Due to historical misleadership, protests in Philly are quite frankly, mundane and formulaic. They follow a standard pattern of circling around Center City, punctuated by an occasional pause for a pep-talk, are tacitly sanctioned and corralled by police, and reach their most combative when police lines are (with little resistance) breached to continue along the path (in this case, the organizers would run down across the sidewalk and plead for “antifa” [meaning anyone with a mask] to run to the front and bust through the police line for them. We must question their lack of valor and disturbing view of forces more militant than them as cannon fodder). It would appear that in fact we are not “ungovernable” at all in 2017, despite attempts to assert otherwise.  Nonetheless we will always seek to push the limits and look for openings to exploit in order to deviate from this routine.

For our part, we saw the unifying objective to agitate around as being resistance against the Trump regime, so we decided to see how far we could push the limits of agitation. Due to the massive size of the march there were several loose contingents, so we felt no need to maneuver to the front when we had plenty of space and capacity to exercise leadership. Our modest bloc of supporters played a very crucial role in this as well. Things began energetically, with us leading militant chants such as “Love Doesn’t Trump Hate, Punch a Nazi in the Face,” “Fuck Trump, Fuck Pence, Organize for Self-Defence,” “Trump & Pence in a Ditch, Reign of Terror on the Rich,” and the classic “One Solution, Revolution!” We had limited success in hijacking chants, turning “Hey hey, ho ho! Donald Trump Has Got to Go!” into “Hey hey, goodbye! Donald Trump Has Got to Die” (much to the ire of a few surrounding liberals). In the moments where the march was paused, we timidly neglected to seize the opportunity to at the least pass out agitprop fliers for our organization and give agitational speeches. At one point, two people excitedly recognized us as Red Guards and asked for contact information which we provided, but due to our low energy at this point we failed to integrate them into our bloc. Another group who we planned to march with was able to meet us, but by this time the march had reached a blockade that could not be breached. We decided to give the people dispersing a final display by torching the US flag and giving an agitational speech on the crimes of this country – its past and present legacy of genocide, slavery and war, and the need to destroy this country by force of arms. This was received with curiosity and a few cheers, but probably not seen as anything more than a spectacle as indicated by the greater presence of photographers around us than anyone else.

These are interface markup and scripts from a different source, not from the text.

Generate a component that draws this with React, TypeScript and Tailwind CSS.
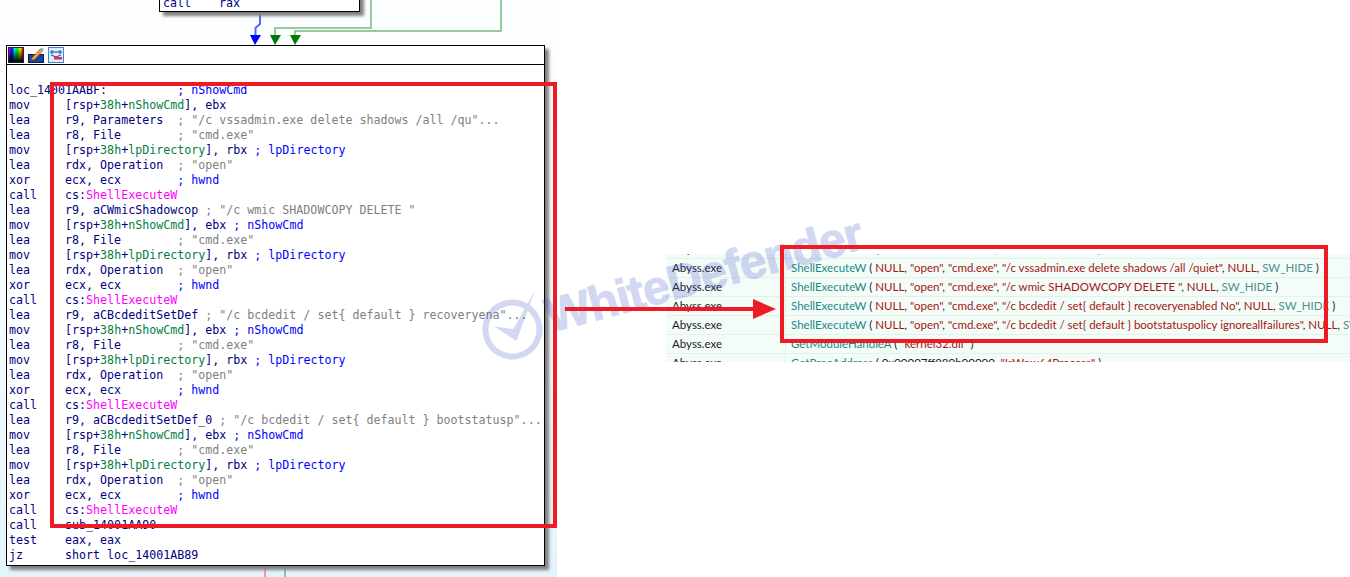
import React from "react";

type Seg = [string, string];

const OP = "text-[#000080]";
const NUM = "text-[#008040]";
const VAR = "text-[#008040]";
const STR = "text-[#808080]";
const CMT = "text-[#0000ff]";
const API = "text-[#ff00ff]";

const mov = (name: string, reg: string, note?: string): Seg[] => [
  ["mov     [rsp+", OP],
  ["38h", NUM],
  ["+", OP],
  [name, VAR],
  [`], ${reg}`, OP],
  ...(note ? ([[" ; ", CMT], [note, CMT]] as Seg[]) : []),
];
const str = (left: string, text: string): Seg[] => [
  [left, OP],
  [" ; ", STR],
  [text, STR],
];
const cmt = (left: string, text: string): Seg[] => [
  [left, OP],
  ["; ", CMT],
  [text, CMT],
];
const shell: Seg[] = [["call    cs:", OP], ["ShellExecuteW", API]];

const block = (): Seg[][] => [
  mov("nShowCmd", "ebx", "nShowCmd"),
  str("lea     r8, File       ", '"cmd.exe"'),
  mov("lpDirectory", "rbx", "lpDirectory"),
  str("lea     rdx, Operation ", '"open"'),
  cmt("xor     ecx, ecx        ", "hwnd"),
  shell,
];

const lines: Seg[][] = [
  cmt("loc_14001AABF:          ", "nShowCmd"),
  mov("nShowCmd", "ebx"),
  str("lea     r9, Parameters ", '"/c vssadmin.exe delete shadows /all /qu"...'),
  str("lea     r8, File       ", '"cmd.exe"'),
  mov("lpDirectory", "rbx", "lpDirectory"),
  str("lea     rdx, Operation ", '"open"'),
  cmt("xor     ecx, ecx        ", "hwnd"),
  shell,
  str("lea     r9, aCWmicShadowcop", '"/c wmic SHADOWCOPY DELETE "'),
  ...block(),
  str("lea     r9, aCBcdeditSetDef", '"/c bcdedit / set{ default } recoveryena"...'),
  ...block(),
  str("lea     r9, aCBcdeditSetDef_0", '"/c bcdedit / set{ default } bootstatusp"...'),
  ...block(),
  [["call    sub_14001AA90", OP]],
  [["test    eax, eax", OP]],
  [["jz      short loc_14001AB89", OP]],
];

type Row = { fn: string; args: React.ReactNode };

const Red = ({ children }: { children: React.ReactNode }) => (
  <span className="text-[#a31515]">{children}</span>
);
const Hide = () => <span className="text-[#4d8f8f]">SW_HIDE</span>;

const callArgs = (cmd: string, tail: React.ReactNode) => (
  <>
    {"( "}
    <Red>NULL</Red>, <Red>"open"</Red>, <Red>"cmd.exe"</Red>, <Red>{`"${cmd}"`}</Red>, <Red>NULL</Red>
    {tail}
  </>
);

const rows: Row[] = [
  { fn: "GetProcAddress", args: <>{"( 0x00007ff880b00000, "}<Red>"IsWow64Process"</Red>{" )"}</> },
  { fn: "ShellExecuteW", args: callArgs("/c vssadmin.exe delete shadows /all /quiet", <>, <Hide /> )</>) },
  { fn: "ShellExecuteW", args: callArgs("/c wmic SHADOWCOPY DELETE ", <>, <Hide /> )</>) },
  { fn: "ShellExecuteW", args: callArgs("/c bcdedit / set{ default } recoveryenabled No", <>, <Hide /> )</>) },
  { fn: "ShellExecuteW", args: callArgs("/c bcdedit / set{ default } bootstatuspolicy ignoreallfailures", <>, <Hide /> )</>) },
  { fn: "GetModuleHandleA", args: <>{"( "}<Red>"kernel32.dll"</Red>{" )"}</> },
  { fn: "GetProcAddress", args: <>{"( 0x00007ff880b00000, "}<Red>"IsWow64Process"</Red>{" )"}</> },
];

function Arrowhead({ x, color }: { x: number; color: string }) {
  return (
    <polygon points={`${x - 5},35 ${x + 6},35 ${x},45`} fill={color} />
  );
}

function Edges() {
  return (
    <svg className="absolute left-0 top-0" width="557" height="577">
      <path d="M260 12V24L255.5 28V36" fill="none" stroke="#4a6cf7" strokeWidth="2" />
      <path d="M275 36V28H371V0" fill="none" stroke="#74b97a" strokeWidth="1.5" />
      <path d="M295 36V31H501V0" fill="none" stroke="#74b97a" strokeWidth="1.5" />
      <Arrowhead x={255} color="#0000ff" />
      <Arrowhead x={275} color="#007a00" />
      <Arrowhead x={295} color="#007a00" />
      <path d="M265 566V577" stroke="#ee8080" strokeWidth="1.5" />
      <path d="M285 566V577" stroke="#74b97a" strokeWidth="1.5" />
    </svg>
  );
}

function ToolbarIcons() {
  return (
    <div className="flex h-[18px] items-center gap-1 pl-[1px]">
      <div className="h-4 w-4 border border-[#20204a] bg-[linear-gradient(180deg,#0000_0%,#000_100%),linear-gradient(90deg,#f0f,#00f,#0ff,#0f0,#ff0,#f00)]" />
      <svg width="16" height="16" viewBox="0 0 16 16">
        <rect x="0.5" y="7.5" width="15" height="8" fill="#1c3fa0" stroke="#0a1d60" />
        <path d="M4 11L12 2L14.5 4L6.5 12.5L3.5 13Z" fill="#f0a030" stroke="#a06010" strokeWidth="0.6" />
        <path d="M12 2L13.5 0.5L16 2.5L14.5 4Z" fill="#7fb2e5" />
      </svg>
      <svg width="16" height="16" viewBox="0 0 16 16">
        <rect x="0.5" y="0.5" width="15" height="15" fill="#dcebfa" stroke="#3f86d0" />
        <path d="M2 5H14M4 3V7M12 3V7" stroke="#1c3fa0" strokeWidth="1" />
        <path d="M3 8L8 10L13 8" fill="none" stroke="#1c3fa0" strokeWidth="1" />
        <rect x="6" y="10" width="8" height="2.5" fill="#e03040" />
      </svg>
    </div>
  );
}

function Watermark() {
  return (
    <div className="pointer-events-none absolute left-[474px] top-[251px] flex rotate-[-15deg] items-center gap-[2px] text-[#3c50c8] opacity-[0.22]">
      <svg width="66" height="66" viewBox="0 0 66 66" fill="none" stroke="currentColor">
        <circle cx="32" cy="36" r="27" strokeWidth="6" />
        <path d="M15 28L33 48L64 4L33 36Z" fill="currentColor" stroke="none" />
      </svg>
      <span className="font-['Liberation_Sans',sans-serif] text-[48px] font-bold leading-none tracking-[-1px] [-webkit-text-stroke:1px_#3c50c8]">WhiteDefender</span>
    </div>
  );
}

export default function App() {
  return (
    <div className="relative h-[577px] w-[1350px] overflow-hidden bg-white">
      {/* graph view */}
      <div className="absolute left-0 top-0 h-[577px] w-[557px] bg-[linear-gradient(180deg,#fdfeff_0%,#f8fcfe_45%,#e4f4fc_100%)]">
        <Edges />
        <div className="absolute left-[159px] top-[-8px] h-5 w-[201px] border border-black bg-white pl-[3px] pt-[3px] font-['DejaVu_Sans_Mono',monospace] text-[11.65px] leading-[15px] text-[#000080] shadow-[4px_4px_3px_#808080] whitespace-pre">
          call    rax
        </div>
        <div className="absolute left-[6px] top-[45px] h-[521px] w-[539px] border border-black bg-white shadow-[4px_4px_3px_#808080]">
          <ToolbarIcons />
          <div className="border-t border-black pl-[2px] pt-[18px] font-['DejaVu_Sans_Mono',monospace] text-[11.65px] leading-[15px]">
            {lines.map((line, i) => (
              <div key={i} className="h-[15px] whitespace-pre">
                {line.map(([t, c], j) => (
                  <span key={j} className={c}>{t}</span>
                ))}
              </div>
            ))}
          </div>
        </div>
      </div>

      {/* api monitor table */}
      <div className="absolute left-[666px] top-[254px] h-[108px] w-[684px] overflow-hidden bg-[#f4fcf8] font-['Lato',sans-serif] text-[11.5px] text-[#1a1a2e]">
        <div className="mt-[-14px]">
          {rows.map((r, i) => (
            <div key={i} className="flex h-[19px] items-center border-b border-[#e4f0ea] whitespace-pre">
              <div className="h-full w-[120px] shrink-0 border-r border-[#e4f0ea] pl-[6px] leading-[18px]">Abyss.exe</div>
              <div className="pl-[5px]">
                <span className="text-[#1a8a8a]">{r.fn}</span> {r.args}
              </div>
            </div>
          ))}
        </div>
      </div>

      <Watermark />

      {/* annotations */}
      <div className="absolute left-[50px] top-[82px] h-[446px] w-[507px] border-4 border-[#ed1c24]" />
      <div className="absolute left-[780px] top-[245px] h-[98px] w-[548px] border-4 border-[#ed1c24]" />
      <div className="absolute left-[565px] top-[299px] flex items-center">
        <div className="h-1 w-[188px] bg-[#ed1c24]" />
        <div className="h-0 w-0 border-y-[10px] border-l-[23px] border-y-transparent border-l-[#ed1c24]" />
      </div>
    </div>
  );
}
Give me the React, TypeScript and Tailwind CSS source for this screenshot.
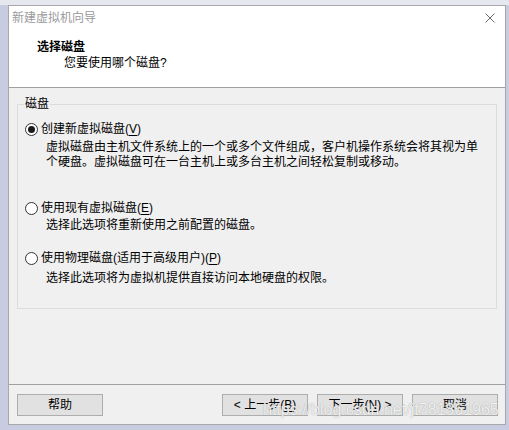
const font = "font-['Microsoft_YaHei','Liberation_Sans','Noto_Sans_CJK_SC',sans-serif]";

function Mnemonic({ k }: { k: string }) {
  return (
    <>
      (<span className="underline underline-offset-2">{k}</span>)
    </>
  );
}

function Radio({ checked }: { checked?: boolean }) {
  return (
    <span className="flex h-[13px] w-[13px] shrink-0 items-center justify-center rounded-full border border-[#333] bg-white">
      {checked && <span className="h-[7px] w-[7px] rounded-full bg-[#1a1a1a]" />}
    </span>
  );
}

function Button({ children }: { children: React.ReactNode }) {
  return (
    <button className="flex h-[22px] w-[86px] items-center justify-center border border-[#adadad] bg-[#e1e1e1] text-[12px] leading-[16px] text-black">
      {children}
    </button>
  );
}

export default function App() {
  return (
    <div className={`h-[430px] w-[509px] overflow-hidden bg-[#c7cce0] ${font}`}>
      <div className="h-[5px] bg-[#e6e8ef]" />
      <div className="relative ml-[8px] flex h-[420px] w-[498px] flex-col border border-[#a8a8a8] bg-[#f0f0f0]">
        {/* title bar + header */}
        <div className="border-b border-[#a0a0a0] bg-white">
          <div className="flex h-[24px] items-center justify-between pl-[3px] pr-[8px]">
            <span className="text-[12px] leading-[16px] text-[#9a9a9a]">新建虚拟机向导</span>
            <svg width="10" height="10" viewBox="0 0 10 10" className="mr-[2px]">
              <path d="M0.5 0.5 L9.5 9.5 M9.5 0.5 L0.5 9.5" stroke="#6b6b6b" strokeWidth="1" />
            </svg>
          </div>
          <div className="h-[57px] pt-[9px]">
            <div className="ml-[28px] text-[12px] font-bold leading-[16px] text-black">选择磁盘</div>
            <div className="ml-[55px] text-[12px] leading-[16px] text-black">您要使用哪个磁盘?</div>
          </div>
        </div>

        {/* body */}
        <div className="flex-1 px-[8px] pt-[8px]">
          <fieldset className="h-[213px] border border-[#dcdcdc] pb-0">
            <legend className="ml-[6px] px-[1px] text-[12px] leading-[16px] text-black">磁盘</legend>
            <div className="pt-[9px] text-[12px] text-black">
              <div className="flex items-center gap-[3px] pl-[7px] leading-[16px]">
                <Radio checked />
                <span>创建新虚拟磁盘<Mnemonic k="V" /></span>
              </div>
              <div className="mt-[3px] pl-[28px] leading-[15px]">
                虚拟磁盘由主机文件系统上的一个或多个文件组成，客户机操作系统会将其视为单
                <br />
                个硬盘。虚拟磁盘可在一台主机上或多台主机之间轻松复制或移动。
              </div>

              <div className="mt-[30px] flex items-center gap-[3px] pl-[7px] leading-[16px]">
                <Radio />
                <span>使用现有虚拟磁盘<Mnemonic k="E" /></span>
              </div>
              <div className="mt-[2px] pl-[28px] leading-[15px]">选择此选项将重新使用之前配置的磁盘。</div>

              <div className="mt-[17px] flex items-center gap-[3px] pl-[7px] leading-[16px]">
                <Radio />
                <span>使用物理磁盘(适用于高级用户)<Mnemonic k="P" /></span>
              </div>
              <div className="mt-[5px] pl-[28px] leading-[15px]">选择此选项将为虚拟机提供直接访问本地硬盘的权限。</div>
            </div>
          </fieldset>
        </div>

        {/* footer */}
        <div className="h-[40px] border-t border-[#a0a0a0]">
          <div className="flex items-center pl-[8px] pt-[9px]">
            <Button>帮助</Button>
            <div className="ml-[119px] flex gap-[9px]">
              <Button>&lt; 上一步<Mnemonic k="B" /></Button>
              <Button>下一步<Mnemonic k="N" /> &gt;</Button>
              <Button>取消</Button>
            </div>
          </div>
        </div>

        <div className="pointer-events-none absolute left-[254px] top-[395px] font-['Liberation_Sans',sans-serif] text-[16px] leading-[18px] text-white/85 [text-shadow:0_0_1px_#8a8a8a]">
          https://blog.csdn.net/jt781861965
        </div>
      </div>
    </div>
  );
}
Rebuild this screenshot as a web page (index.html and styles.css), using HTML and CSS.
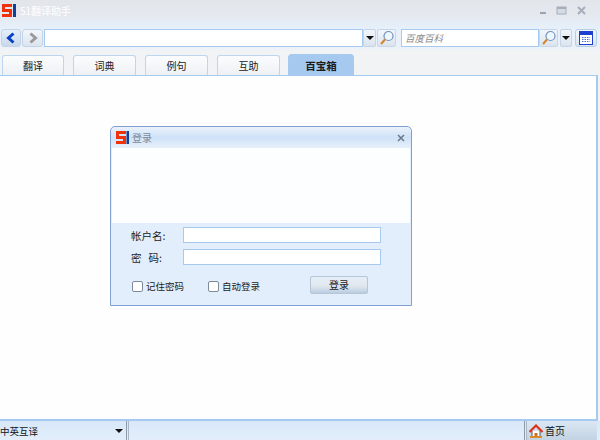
FILE: index.html
```html
<!DOCTYPE html>
<html lang="zh">
<head>
<meta charset="utf-8">
<title>51翻译助手</title>
<link rel="stylesheet" href="styles.css">
</head>
<body>
<div class="app">
  <header class="titlebar">
    <svg class="logo" width="14" height="13" viewBox="0 0 14 13"><path d="M0 0h10v3H3v2h7v8H0v-3h7V8H0z" fill="#f0320c"/><rect x="11" width="3" height="13" fill="#123f9a"/></svg>
    <span class="apptitle">51翻译助手</span>
    <div class="winctl">
      <svg width="60" height="14" viewBox="0 0 60 14"><rect x="0" y="9" width="6" height="2" fill="#9aa5b3"/><rect x="17" y="4" width="9" height="7" fill="#d5dbe3" stroke="#a5aeba"/><rect x="17" y="4" width="9" height="2" fill="#a5aeba"/><path d="M38 4l7 7M45 4l-7 7" stroke="#a5aeba" stroke-width="2"/></svg>
    </div>
  </header>
  <div class="toolbar">
    <button class="navbtn nav-active"><svg width="12" height="12" viewBox="0 0 12 12"><path d="M8.500 1.500L3.500 6l5 4.500" fill="none" stroke="#0a3fc4" stroke-width="3"/></svg></button>
    <button class="navbtn"><svg width="12" height="12" viewBox="0 0 12 12"><path d="M3.500 1.500L8.500 6l-5 4.500" fill="none" stroke="#9a9a9a" stroke-width="3"/></svg></button>
    <div class="field field-main"></div>
    <button class="dropbtn"><i class="caret"></i></button>
    <button class="iconbtn"><svg width="16" height="16" viewBox="0 0 16 16"><circle cx="9.500" cy="6" r="4.500" fill="#eef6ff" stroke="#6f93bb" stroke-width="1.200"/><path d="M6 9.500L2 14" stroke="#d9822b" stroke-width="2"/></svg></button>
    <div class="field field-search"><span class="hint">百度百科</span></div>
    <button class="iconbtn iconbtn-joined"><svg width="16" height="16" viewBox="0 0 16 16"><circle cx="9.500" cy="6" r="4.500" fill="#eef6ff" stroke="#6f93bb" stroke-width="1.200"/><path d="M6 9.500L2 14" stroke="#d9822b" stroke-width="2"/></svg></button>
    <button class="dropbtn dropbtn-gap"><i class="caret"></i></button>
    <button class="calbtn"><svg width="14" height="14" viewBox="0 0 14 14"><rect x=".5" y=".5" width="13" height="13" fill="#fff" stroke="#1c3fd0"/><rect x="1" y="1" width="12" height="3" fill="#1c3fd0"/><path d="M3 6.500h8M3 8.500h8M3 10.500h8" stroke="#4d6fe0" stroke-dasharray="1.500 1"/></svg></button>
  </div>
  <nav class="tabs">
    <span class="tab">翻译</span>
    <span class="tab">词典</span>
    <span class="tab">例句</span>
    <span class="tab">互助</span>
    <span class="tab tab-on">百宝箱</span>
  </nav>
  <main class="content">
    <section class="dialog">
      <div class="dlghead">
        <svg class="dlglogo" width="13" height="13" viewBox="0 0 13 13"><path d="M0 0h10v3H3v2h7v8H0v-3h7V8H0z" fill="#f0320c"/><rect x="10.500" width="2.500" height="13" fill="#123f9a"/></svg>
        <span class="dlgtitle">登录</span>
        <svg class="dlgclose" width="8" height="8" viewBox="0 0 8 8"><path d="M1 1l6 6M7 1L1 7" stroke="#6c7b8b" stroke-width="1.600"/></svg>
      </div>
      <div class="dlgbody"></div>
      <div class="dlgform">
        <div class="row"><label class="lbl">帐户名:</label><div class="txt"></div></div>
        <div class="row"><label class="lbl">密&nbsp;&nbsp;&nbsp;码:</label><div class="txt"></div></div>
        <div class="opts">
          <i class="check"></i><span class="opt opt-a">记住密码</span>
          <i class="check"></i><span class="opt">自动登录</span>
          <button class="login">登录</button>
        </div>
      </div>
    </section>
  </main>
  <footer class="status">
    <div class="lang"><span>中英互译</span><i class="caret"></i></div>
    <div class="mid"></div>
    <div class="home">
      <svg width="14" height="14" viewBox="0 0 14 14"><path d="M3 7v6h8V7" fill="#fff" stroke="#555"/><path d="M.5 8L7 1.500 13.500 8" fill="none" stroke="#e0321a" stroke-width="2.200"/><rect x="5.500" y="9" width="3" height="4" fill="#c9701f"/><rect x="1" y="12" width="12" height="2" fill="#d98a2b"/></svg>
      <span>首页</span>
    </div>
  </footer>
</div>
</body>
</html>
```

FILE: styles.css
```css
* { box-sizing: border-box; }
html, body { margin: 0; padding: 0; }
body { width: 600px; height: 440px; overflow: hidden; font-family: "Noto Sans CJK SC", "Liberation Sans", sans-serif; font-size: 10px; color: #222; }
.app { width: 600px; height: 440px; display: flex; flex-direction: column; background: #f1f3f6; }
.titlebar { height: 28px; flex: none; display: flex; align-items: flex-start; padding: 3px 0 0 2px; background: linear-gradient(#e2e5ea, #e5e9ef 55%, #e6f0fb); }
.logo { flex: none; margin-top: 1px; }
.apptitle { margin-left: 4px; line-height: 15px; font-size: 10px; color: #fff; }
.winctl { margin-left: auto; height: 14px; display: flex; }
.toolbar { height: 23px; flex: none; display: flex; align-items: flex-start; padding: 1px 3px 0 1px; background: linear-gradient(#e6f0fb, #eaf1fa 80%, #f1f3f6); }
.toolbar > * { flex: none; }
button { margin: 0; padding: 0; font: inherit; }
.navbtn { width: 21px; height: 18px; display: flex; align-items: center; justify-content: center; border: 1px solid #c4d4e6; border-radius: 3px; background: linear-gradient(#f2f6fb, #dbe4ee); }
.nav-active { width: 20px; margin-right: 1px; background: linear-gradient(#e6eff9, #c8d8ea); }
.field { height: 18px; border: 1px solid #a6cbee; background: #fff; }
.field-main { width: 319px; margin-left: 1px; }
.dropbtn { width: 13px; height: 18px; display: flex; align-items: center; justify-content: center; border: 1px solid #c4d4e6; border-radius: 2px; background: linear-gradient(#f2f6fb, #dbe4ee); }
.dropbtn-gap { width: 12px; margin-left: 2px; }
.caret { display: block; width: 0; height: 0; border: 4px solid transparent; border-top: 4px solid #111; border-bottom: 0; }
.iconbtn { width: 19px; height: 18px; margin-left: 1px; display: flex; align-items: center; justify-content: center; border: 1px solid #c8d6e6; border-radius: 2px; background: linear-gradient(#f2f6fb, #dbe4ee); }
.iconbtn-joined { margin-left: 0; }
.field-search { width: 138px; margin-left: 5px; padding-left: 3px; line-height: 15px; }
.hint { font-size: 9.500px; font-style: italic; color: #8a8a8a; }
.calbtn { width: 22px; height: 18px; margin-left: 3px; display: flex; align-items: center; justify-content: center; border: 1px solid #b9cde3; border-radius: 3px; background: linear-gradient(#f2f6fb, #d8e4f0); }
.tabs { height: 24px; flex: none; display: flex; align-items: flex-end; padding: 0 0 0 2px; gap: 9px; background: #f1f3f5; }
.tab { width: 62px; height: 20px; display: flex; align-items: center; justify-content: center; font-size: 10px; color: #1a1a1a; border: 1px solid #bcd6ef; border-bottom: 0; border-radius: 3px 3px 0 0; background: linear-gradient(#fbfcfd, #eef1f4); }
.tab + .tab { width: 63px; }
.tab.tab-on { width: 66px; margin-left: -1px; height: 21px; font-size: 10.500px; font-weight: 700; background: #a6c9ef; border-color: #a6c9ef; border-radius: 4px 4px 0 0; }
.content { flex: 1; position: relative; margin-right: 2px; background: #fefefe; border-top: 1px solid #a6c9ef; border-right: 2px solid #a6c9ef; border-bottom: 2px solid #a6c9ef; }
.dialog { position: absolute; left: 110px; top: 50px; width: 302px; height: 180px; display: flex; flex-direction: column; border: 1px solid #7f9fd0; border-top-left-radius: 5px; border-top-right-radius: 5px; background: #e2eefb; }
.dlghead { height: 21px; flex: none; display: flex; align-items: center; padding: 0 6px 0 5px; border-radius: 5px 5px 0 0; background: linear-gradient(#eaf2fb, #cfe2f8 50%, #e6f0fb); }
.dlgtitle { margin-left: 3px; font-size: 10px; color: #7d8a99; }
.dlgclose { margin-left: auto; }
.dlgbody { height: 75px; flex: none; margin: 0 1px; background: #fdfeff; }
.dlgform { flex: 1; padding: 4px 29px 0 20px; }
.row { height: 16px; margin-bottom: 6px; display: flex; align-items: center; }
.lbl { width: 52px; padding-top: 1px; font-size: 10.500px; color: #222; line-height: 16px; white-space: nowrap; }
.txt { width: 198px; height: 16px; border: 1px solid #a6c9ef; background: #fff; }
.opts { display: flex; align-items: flex-start; height: 20px; margin-top: 11px; padding-left: 1px; }
.check { width: 11px; height: 11px; margin-top: 5px; border: 1px solid #7f8a99; border-radius: 2px; background: #fff; }
.opt { margin-left: 3px; line-height: 20px; font-size: 9.500px; color: #222; }
.opt-a { width: 62px; }
.login { width: 58px; height: 18px; margin-left: 50px; font-size: 10px; line-height: 14px; color: #222; border: 1px solid #b5c6d9; border-radius: 2px; background: linear-gradient(#e6eef7, #e0e7ef 55%, #bccde0); }
.status { height: 19px; flex: none; display: flex; background: linear-gradient(#d8e8f9, #e2eefb); }
.lang { width: 127px; display: flex; align-items: center; justify-content: space-between; padding: 0 3px 0 0; border-right: 1px solid #8d99a6; font-size: 9.500px; color: #111; }
.lang span { line-height: 18px; }
.mid { flex: 1; margin-left: 1px; border-left: 1px solid #a9b6c4; border-right: 1px solid #8d99a6; }
.home { width: 71px; margin: 0 3px 0 1px; display: flex; align-items: center; padding-left: 2px; gap: 2px; font-size: 10px; color: #111; border-left: 1px solid #a9b6c4; background: linear-gradient(#dbe7f3, #c3d3e4); }
```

The meaning behind our efforts remained abstract. We do not strive to be militant for its own sake nor for our own self-gratification. The purpose is as we said before, to accumulate combative forces to aid in mass work. Our chants were in essence to uphold revolutionary violence as good and not at all equivalent to reactionary violence, that fascism is only defeated though such revolutionary violence, and that the reign of terror on the rich will be made through waging Protracted People’s War and establishing the dictatorship of the proletariat. Yet these remained unclear and we failed to adequately connect our efforts to clearly assert the tools we need to enforce such a programme: a genuine Communist Party, a People’s Army, and a United Front. This in turn is also a failure to combat & discredit the ideological and theoretical poverty of the revisionist leadership of the march.

Returning to our assertion in the beginning, as Maoists we use the understanding of the law of contradiction to turn bad things into good things. In summing up experience we see the successes that lie within our failures. Our line of march continues and we will move forward in struggling to accumulate forces, enter the mass movement, and defeat revisionism to establish Maoism as the ideological guide needed for revolution.